Quinisext Council, Canon 51.previous | next
The holy and ecumenical Council universally prohibits so-called pantomimes and their theatrical exhibitions; afterwards, in keeping with this, also the spectacles of wild-animal fury and of hunters’ prowess, and the execution of dances on the stage. If anyone flouts the present Canon, and gives himself over to any of the things herein prohibited, in case he is a clergyman, let him be deposed from office; but in case he is a layman, let him be excommunicated.
(cc. XXIV, LXII, LXVI of the 6th; cc. XVII, LXX of Carthage.)
With a vengeance the present Canon prohibits the doings of so-called pantomimes, some of whom were Arabs mimicking gestures, while others were Armenians, at other times slaves, sometimes even slapping each other’s face, and moving the spectators to uncontrollable laughter. What is here called “spectacles of wild-animal fury and of hunters’ prowess” as translated into English (though but two words in Greek, meaning, approximately, “hunting scenes” — translated, however, as above in order to bring out the implications more clearly) are the spectacles beheld when one sees wild beasts, such as, for instance, lion, say, or bears, or other savage animals, fighting, either among themselves, or with human beings who have been condemned to death. For it is a piece of great inhumanity and barbarity to look at such bloodshed and laugh at it. But in addition to these spectacles, the Canon also forbids dances and indecent wriggles performed whether by men or by women on the stage. The stage was a tent within which they used to engage in all kinds of theatrical presentations and pretenses, or where someone would stand up and display examples of skillful acting, according to Title XIII of Photius, ch. 21, and hence they are called actors who at times pretend that they are masters or lords, and at other times that they are slaves or servants. As for anyone that flouts the present Canon and gives himself to watching such displays, if he be a clergyman, let him be deposed from office, but if he be a layman, let him be excommunicated. Read also c. XXIV of the same 6th.

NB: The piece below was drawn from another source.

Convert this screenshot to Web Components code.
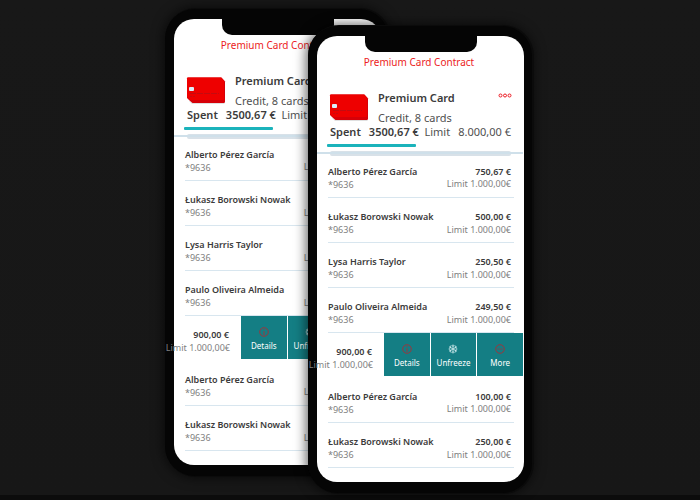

 From this Canon it may be inferred that no clergymen, or any persons in holy orders, or monks, whatsoever ought to be hunters of hares, rabbits, and other animals, or of birds of any kind. For if this Canon prohibits clergymen from even looking at the hunting of animals and of wild beasts, much more does it prohibit them from being hunters themselves. Hence those in holy orders who are hunters shall be deposed from office unless they cease, while monks guilty of the same misconduct shall be excommunicated, according to this Canon.